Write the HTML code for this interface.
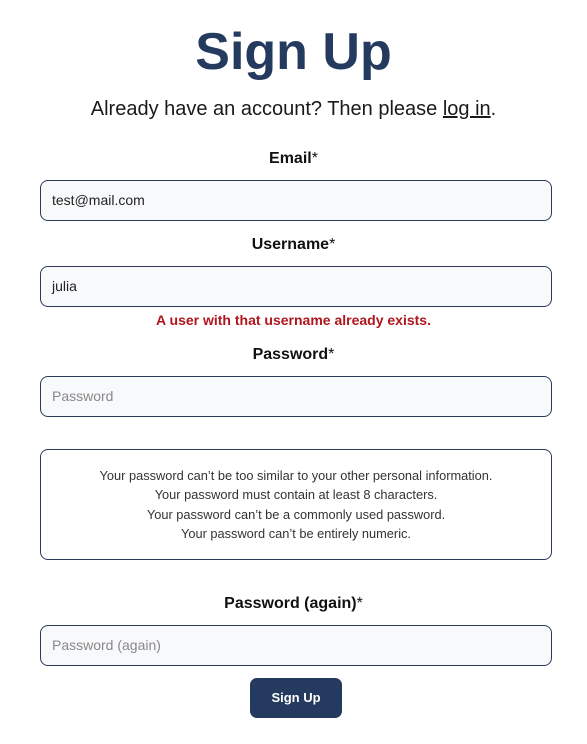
<!DOCTYPE html>
<html><head><meta charset="utf-8"><style>
*{box-sizing:border-box;margin:0;padding:0}
body{width:587px;height:744px;background:#fff;font-family:"Liberation Sans",Arial,sans-serif;color:#111;position:relative;overflow:hidden}
.a{position:absolute;left:0;width:587px;text-align:center}
h1{position:absolute;left:0;width:587px;text-align:center;top:20px;font-size:52px;font-weight:700;color:#243a5e;line-height:64px}
.sub{top:97px;font-size:20px;line-height:24px;color:#1a1a1a}
.sub u{text-decoration:underline}
.lbl{font-size:16px;font-weight:700;line-height:20px}
.lbl span{font-weight:400}
.in{position:absolute;left:40px;width:512px;height:41px;border:1px solid #2a3b58;border-radius:8px;background:#f8f9fb;font-size:14px;line-height:39px;padding-left:11px;color:#222}
.ph{color:#888}
.err{top:312px;font-size:14px;font-weight:700;color:#b0161e;letter-spacing:0;line-height:16px}
.box{position:absolute;left:40px;top:449px;width:512px;height:111px;border:1px solid #2a3b58;border-radius:8px;font-size:12.8px;line-height:19.3px;color:#333;text-align:center;padding-top:16px}
.btn{position:absolute;left:250px;top:678px;width:92px;height:40px;background:#243a5e;border-radius:7px;color:#fff;font-weight:700;font-size:13px;text-align:center;line-height:40px}
</style></head><body>
<h1>Sign Up</h1>
<div class="a sub">Already have an account? Then please <u>log in</u>.</div>
<div class="a lbl" style="top:149px">Email<span>*</span></div>
<div class="in" style="top:180px">test@mail.com</div>
<div class="a lbl" style="top:235px">Username<span>*</span></div>
<div class="in" style="top:266px">julia</div>
<div class="a err">A user with that username already exists.</div>
<div class="a lbl" style="top:345px">Password<span>*</span></div>
<div class="in ph" style="top:376px">Password</div>
<div class="box">Your password can’t be too similar to your other personal information.<br>Your password must contain at least 8 characters.<br>Your password can’t be a commonly used password.<br>Your password can’t be entirely numeric.</div>
<div class="a lbl" style="top:594px">Password (again)<span>*</span></div>
<div class="in ph" style="top:625px">Password (again)</div>
<div class="btn">Sign Up</div>
</body></html>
------------------------
EXERCISE DESCRIPTION: Return each line from the material above exactly, but not the pictures.

EXERCISE RESPONSE:
Write the HTML code for this interface.
<!DOCTYPE html>
<html><head><meta charset="utf-8"><style>
*{box-sizing:border-box;margin:0;padding:0}
body{width:587px;height:744px;background:#fff;font-family:"Liberation Sans",Arial,sans-serif;color:#111;position:relative;overflow:hidden}
.a{position:absolute;left:0;width:587px;text-align:center}
h1{position:absolute;left:0;width:587px;text-align:center;top:20px;font-size:52px;font-weight:700;color:#243a5e;line-height:64px}
.sub{top:97px;font-size:20px;line-height:24px;color:#1a1a1a}
.sub u{text-decoration:underline}
.lbl{font-size:16px;font-weight:700;line-height:20px}
.lbl span{font-weight:400}
.in{position:absolute;left:40px;width:512px;height:41px;border:1px solid #2a3b58;border-radius:8px;background:#f8f9fb;font-size:14px;line-height:39px;padding-left:11px;color:#222}
.ph{color:#888}
.err{top:312px;font-size:14px;font-weight:700;color:#b0161e;letter-spacing:0;line-height:16px}
.box{position:absolute;left:40px;top:449px;width:512px;height:111px;border:1px solid #2a3b58;border-radius:8px;font-size:12.8px;line-height:19.3px;color:#333;text-align:center;padding-top:16px}
.btn{position:absolute;left:250px;top:678px;width:92px;height:40px;background:#243a5e;border-radius:7px;color:#fff;font-weight:700;font-size:13px;text-align:center;line-height:40px}
</style></head><body>
<h1>Sign Up</h1>
<div class="a sub">Already have an account? Then please <u>log in</u>.</div>
<div class="a lbl" style="top:149px">Email<span>*</span></div>
<div class="in" style="top:180px">test@mail.com</div>
<div class="a lbl" style="top:235px">Username<span>*</span></div>
<div class="in" style="top:266px">julia</div>
<div class="a err">A user with that username already exists.</div>
<div class="a lbl" style="top:345px">Password<span>*</span></div>
<div class="in ph" style="top:376px">Password</div>
<div class="box">Your password can’t be too similar to your other personal information.<br>Your password must contain at least 8 characters.<br>Your password can’t be a commonly used password.<br>Your password can’t be entirely numeric.</div>
<div class="a lbl" style="top:594px">Password (again)<span>*</span></div>
<div class="in ph" style="top:625px">Password (again)</div>
<div class="btn">Sign Up</div>
</body></html>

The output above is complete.